MARC MENNESSIER.
Publié le 26 juillet 2007 dans Le Figaro
Les attaques d'insectes augmentent la teneur de ces poisons
dans les récoltes.
COMME leur nom l'indique, les mycotoxines sont des poisons
sécrétés par des moisissures présentes dans certaines denrées alimentaires.
Responsables de cancers du foie, les aflatoxines, que l'on retrouve dans les
fruits secs ou les céréales, sont les plus dangereuses à la fois pour l'homme
et les animaux d'élevage. Elles sont heureusement bien contrôlées : « les
gestionnaires de silos savent quoi faire pour empêcher la prolifération des
champignons qui génèrent les aflatoxines : aération du silo, mélange des grains
et, certaines années, traitements chimiques », explique Pierre Galtier,
chercheur au laboratoire pharmacologie-toxicologie de l'Institut national de la
recherche agronomique (Inra) à Toulouse.
Il n'en va pas de même, en revanche, pour les fumonisines,
des mycotoxines moins virulentes que les précédentes mais plus difficiles à
maîtriser. « Leur présence dans les grains dépend uniquement de la climatologie
car elles sont produites par les fusarium, des moisissures qui colonisent la
plante en cours de végétation », poursuit Pierre Galtier. Espacement des
cultures de céréales dans la rotation, enfouissement des résidus de récoltes,
utilisation de variétés tolérantes aux fusarium, sont les moyens
traditionnellement utilisés par les agriculteurs pour combattre le fléau. Sans
oublier les traitements fongicides (du latin fongus, champignon) et
insecticides, qu'il convient toutefois d'appliquer au bon stade, ce qui n'est
pas toujours possible.
D'où l'intérêt des maïs Bt, génétiquement résistants aux
insectes parasites comme la sésamie ou la pyrale dont les larves, en creusant
des galeries dans la tige et l'épi, facilitent l'entrée du champignon dans la
plante et donc la contamination par les mycotoxines.
Principe de précaution
L'an dernier, l'Institut technique de la filière céréalière,
Arvalis, a comparé, sur treize parcelles d'essais, les teneurs en fumonisines
retrouvées dans des maïs OGM ou non OGM. Dans les situations à faible pression
d'insectes ravageurs la concentration en toxine était inférieure de 45 % dans
les maïs transgéniques par rapport aux maïs conventionnels : 0,6 milligramme
par kilo (mg/kg) de grain contre 1,1 mg/kg. Sur les parcelles fortement
parasitées, l'écart est encore plus significatif avec une teneur de 3,1 mg/kg
dans les maïs traditionnels contre seulement 1,3 mg/kg dans le maïs résistant
aux insectes, soit une réduction de 58 %.

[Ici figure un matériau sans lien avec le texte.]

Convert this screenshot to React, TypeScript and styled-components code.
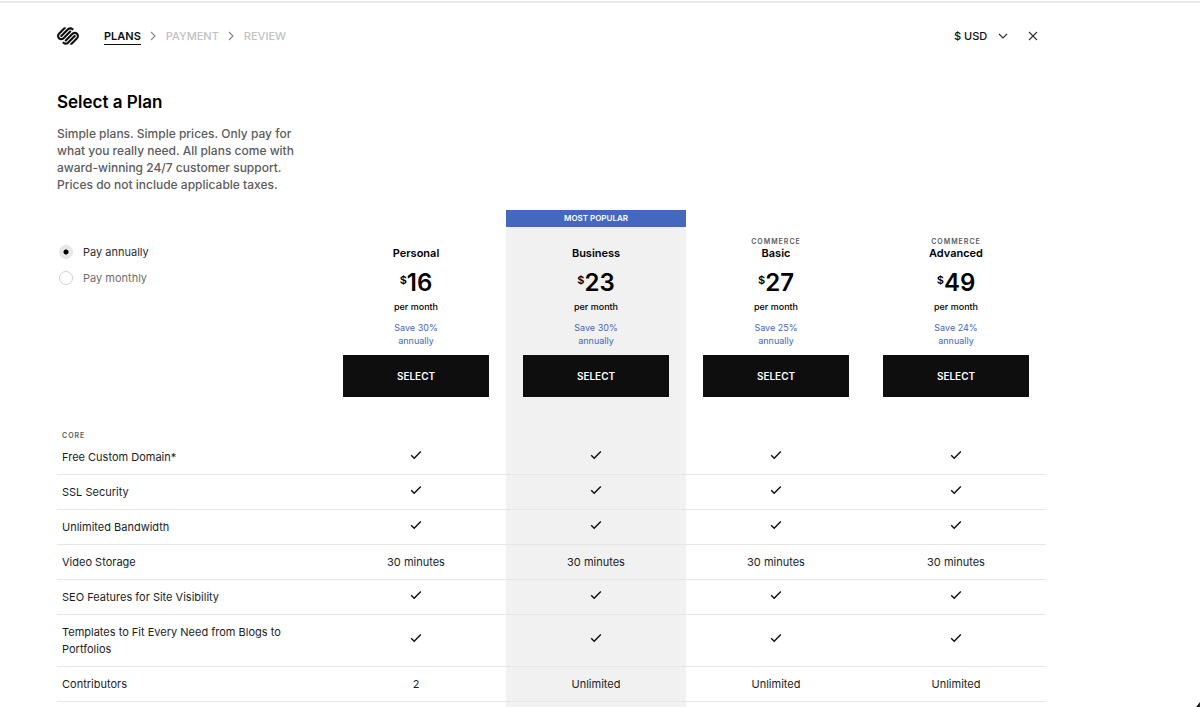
import React, { useState } from "react";
import styled, { createGlobalStyle } from "styled-components";
import { SiSquarespace } from "react-icons/si";

const GlobalStyle = createGlobalStyle`
  *, *::before, *::after { box-sizing: border-box; }
  body {
    margin: 0;
    background: #fff;
    color: #1c1c1c;
    font-family: Inter, "Liberation Sans", sans-serif;
    font-size: 11px;
    line-height: 17px;
  }
`;

const Page = styled.div`
  padding: 1px 0 0;
`;

const TopRule = styled.div`
  height: 2px;
  background: #e9ebea;
`;

const Header = styled.header`
  display: flex;
  align-items: center;
  height: 66px;
  padding: 0 162px 0 57px;
`;

const HomeLink = styled.a`
  display: flex;
  margin-right: 25px;
  color: #0e0e0e;
`;

const Steps = styled.ol`
  display: flex;
  align-items: center;
  gap: 9px;
  margin: 0;
  padding: 0;
  list-style: none;
`;

const Step = styled.li`
  display: flex;
  align-items: center;
  gap: 10px;
`;

const StepLink = styled.a<{ $current?: boolean }>`
  padding-top: 1px;
  font-weight: ${(p) => (p.$current ? 600 : 500)};
  line-height: 15px;
  text-decoration: none;
  color: ${(p) => (p.$current ? "#0e0e0e" : "#c2c2c2")};
  border-bottom: 1px solid ${(p) => (p.$current ? "#0e0e0e" : "transparent")};
`;

const Actions = styled.div`
  display: flex;
  align-items: center;
  gap: 20px;
  margin-left: auto;
`;

const CurrencyField = styled.label`
  display: grid;
  align-items: center;

  & > * { grid-area: 1 / 1; }
  & > svg { justify-self: end; pointer-events: none; }
`;

const CurrencySelect = styled.select`
  appearance: none;
  width: 54px;
  padding: 0;
  border: 0;
  background: none;
  color: #0e0e0e;
  font: 500 11px/17px Inter, "Liberation Sans", sans-serif;
`;

const CloseButton = styled.button`
  display: flex;
  padding: 0;
  border: 0;
  background: none;
`;

const Main = styled.main`
  padding: 22px 154px 0 57px;
`;

const Title = styled.h1`
  margin: 0 0 12px;
  color: #000;
  font-size: 17px;
  line-height: 22px;
  font-weight: 600;
`;

const Intro = styled.p`
  width: 250px;
  margin: 0 0 17px;
  font-size: 12px;
  font-weight: 500;
  color: #5c5c5c;
`;

const PlanTable = styled.table`
  width: 100%;
  table-layout: fixed;
  border-spacing: 0;
`;

const FeatureCol = styled.col`
  width: 269px;
`;

const BillingCell = styled.td`
  padding: 29px 0 0 2px;
  vertical-align: top;
`;

const BillingOptions = styled.fieldset`
  margin: 0;
  padding: 0;
  border: 0;
`;

const BillingOption = styled.label<{ $active: boolean }>`
  display: flex;
  align-items: center;
  gap: 10px;
  height: 26px;
  color: ${(p) => (p.$active ? "#2e2e2e" : "#6e6e6e")};
`;

const Radio = styled.input`
  appearance: none;
  width: 14px;
  height: 14px;
  margin: 0;
  border: 1px solid #d0d0d0;
  border-radius: 50%;

  &:checked {
    border-color: #e4e4e4;
    background: radial-gradient(circle, #000 2px, #e8e8e8 3px);
  }
`;

const PlanHead = styled.th<{ $popular?: boolean }>`
  padding: 0 0 29px;
  vertical-align: top;
  color: #000;
  font-weight: 400;
  background: ${(p) => (p.$popular ? "#f1f1f1" : "transparent")};
`;

const Banner = styled.div<{ $popular?: boolean }>`
  height: 17px;
  margin-bottom: 9px;
  background: ${(p) => (p.$popular ? "#4468bd" : "transparent")};
  color: #fff;
  font-size: 8px;
  font-weight: 600;
`;

const Caps = styled.div`
  height: 10px;
  font-size: 7px;
  line-height: 12px;
  font-weight: 600;
  letter-spacing: 1px;
  color: #5c5c5c;
`;

const PlanName = styled.div`
  font-weight: 600;
  line-height: 14px;
`;

const Price = styled.div`
  display: flex;
  justify-content: center;
  margin: 9px 0 4px;
  font-size: 24px;
  line-height: 28px;
  font-weight: 600;
`;

const Currency = styled.span`
  padding-top: 4px;
  font-size: 11px;
  line-height: 14px;
`;

const Period = styled.div`
  font-size: 9px;
  line-height: 12px;
  font-weight: 500;
  margin-bottom: 8px;
`;

const Saving = styled.div`
  width: 60px;
  margin: 0 auto 8px;
  color: #4468bd;
  font-size: 9px;
  line-height: 13px;
`;

const SelectButton = styled.button`
  display: block;
  width: calc(100% - 34px);
  height: 42px;
  margin: 0 auto;
  padding: 0;
  border: 0;
  background: #0e0e0e;
  color: #fff;
  font: 600 10px/12px Inter, "Liberation Sans", sans-serif;
`;

const GroupHead = styled.th`
  height: 13px;
  padding: 4px 5px 0;
  text-align: left;
`;

const FeatureName = styled.th`
  padding: 9px 40px 8px 5px;
  border-bottom: 1px solid #e6e6e6;
  text-align: left;
  font-weight: 400;
`;

const Value = styled.td<{ $popular?: boolean; $rule?: boolean }>`
  padding: 0;
  text-align: center;
  border-bottom: ${(p) => (p.$rule ? "1px solid #e6e6e6" : "0")};
  background: ${(p) => (p.$popular ? "#f1f1f1" : "transparent")};
`;

const CheckIcon = styled.svg`
  display: block;
  margin: 0 auto 5px;
`;

const TableEnd = styled.td`
  height: 6px;
  padding: 0;
`;

const Corner = styled.svg`
  position: fixed;
  right: 0;
  bottom: 0;
`;

const Chevron = () => (
  <svg width="6" height="10" viewBox="0 0 6 10" fill="none" stroke="#8a8a8a" strokeWidth="1.2" aria-hidden="true">
    <path d="M1 1l4 4-4 4" />
  </svg>
);

const Check = () => (
  <CheckIcon width="12" height="10" viewBox="0 0 12 10" fill="none" stroke="#0e0e0e" strokeWidth="1.4" role="img" aria-label="Included">
    <path d="M1.2 5.2L4.2 8.2L10.8 1.4" />
  </CheckIcon>
);

const plans = [
  { group: "", name: "Personal", price: 16, saving: 30 },
  { group: "", name: "Business", price: 23, saving: 30, popular: true },
  { group: "COMMERCE", name: "Basic", price: 27, saving: 25 },
  { group: "COMMERCE", name: "Advanced", price: 49, saving: 24 },
];

const all = (v: string | true) => [v, v, v, v];

const features: { name: string; values: (string | true)[] }[] = [
  { name: "Free Custom Domain*", values: all(true) },
  { name: "SSL Security", values: all(true) },
  { name: "Unlimited Bandwidth", values: all(true) },
  { name: "Video Storage", values: all("30 minutes") },
  { name: "SEO Features for Site Visibility", values: all(true) },
  { name: "Templates to Fit Every Need from Blogs to Portfolios", values: all(true) },
  { name: "Contributors", values: ["2", "Unlimited", "Unlimited", "Unlimited"] },
];

export default function App() {
  const [billing, setBilling] = useState("annually");

  return (
    <Page>
      <GlobalStyle />
      <TopRule />
      <Header>
        <HomeLink href="#" aria-label="Home">
          <SiSquarespace size={22} />
        </HomeLink>
        <nav aria-label="Checkout">
          <Steps>
            <Step>
              <StepLink href="#plans" $current aria-current="step">PLANS</StepLink>
            </Step>
            <Step>
              <Chevron />
              <StepLink href="#payment">PAYMENT</StepLink>
            </Step>
            <Step>
              <Chevron />
              <StepLink href="#review">REVIEW</StepLink>
            </Step>
          </Steps>
        </nav>
        <Actions>
          <CurrencyField>
            <CurrencySelect aria-label="Currency" defaultValue="USD">
              <option value="USD">$ USD</option>
            </CurrencySelect>
            <svg width="10" height="6" viewBox="0 0 10 6" fill="none" stroke="#333" strokeWidth="1.2" aria-hidden="true">
              <path d="M1 1l4 4 4-4" />
            </svg>
          </CurrencyField>
          <CloseButton aria-label="Close">
            <svg width="10" height="10" viewBox="0 0 10 10" fill="none" stroke="#333" strokeWidth="1.1">
              <path d="M1 1l8 8M9 1l-8 8" />
            </svg>
          </CloseButton>
        </Actions>
      </Header>

      <Main>
        <Title>Select a Plan</Title>
        <Intro>
          Simple plans. Simple prices. Only pay for what you really need. All plans come with
          award-winning 24/7 customer support. Prices do not include applicable taxes.
        </Intro>

        <PlanTable>
          <colgroup>
            <FeatureCol />
            {plans.map((p) => <col key={p.name} />)}
          </colgroup>
          <thead>
            <tr>
              <BillingCell>
                <BillingOptions aria-label="Billing period">
                  {["annually", "monthly"].map((option) => (
                    <BillingOption key={option} $active={billing === option}>
                      <Radio
                        type="radio"
                        name="billing"
                        checked={billing === option}
                        onChange={() => setBilling(option)}
                      />
                      {`Pay ${option}`}
                    </BillingOption>
                  ))}
                </BillingOptions>
              </BillingCell>
              {plans.map((p) => (
                <PlanHead key={p.name} scope="col" $popular={p.popular}>
                  <Banner $popular={p.popular}>{p.popular && "MOST POPULAR"}</Banner>
                  <Caps>{p.group}</Caps>
                  <PlanName>{p.name}</PlanName>
                  <Price>
                    <Currency>$</Currency>
                    {p.price}
                  </Price>
                  <Period>per month</Period>
                  <Saving>{`Save ${p.saving}% annually`}</Saving>
                  <SelectButton>SELECT</SelectButton>
                </PlanHead>
              ))}
            </tr>
          </thead>
          <tbody>
            <tr>
              <GroupHead scope="rowgroup">
                <Caps>CORE</Caps>
              </GroupHead>
              {plans.map((p) => <Value key={p.name} $popular={p.popular} />)}
            </tr>
            {features.map((f) => (
              <tr key={f.name}>
                <FeatureName scope="row">{f.name}</FeatureName>
                {f.values.map((v, i) => (
                  <Value key={plans[i].name} $popular={plans[i].popular} $rule>
                    {v === true ? <Check /> : v}
                  </Value>
                ))}
              </tr>
            ))}
            <tr>
              <TableEnd />
              {plans.map((p) => <Value key={p.name} $popular={p.popular} />)}
            </tr>
          </tbody>
        </PlanTable>
      </Main>
      <Corner width="4" height="5" viewBox="0 0 4 5" aria-hidden="true">
        <path d="M4 0v5H0z" fill="#222" />
      </Corner>
    </Page>
  );
}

Certes, ces teneurs sont toutes inférieures à la norme européenne de 4 mg/kg qui entrera en vigueur le 1er octobre prochain. Mais, pour Luc Esprit, le directeur de l'Association générale des producteurs de maïs (AGPM) : « Il est clair que les variétés Bt offrent une marge de sécurité supplémentaire dans les zones fortement infestées. A fortiori, si les conditions climatiques sont très humides comme c'est pour l'instant le cas cette année. » Par ailleurs, les premiers signes d'immunotoxicité apparaissent à partir de 5 mg/kg si le grain est régulièrement consommé. Or le principe de précaution doit aussi jouer vis-à-vis de ces poisons, fussent-ils d'origine naturelle.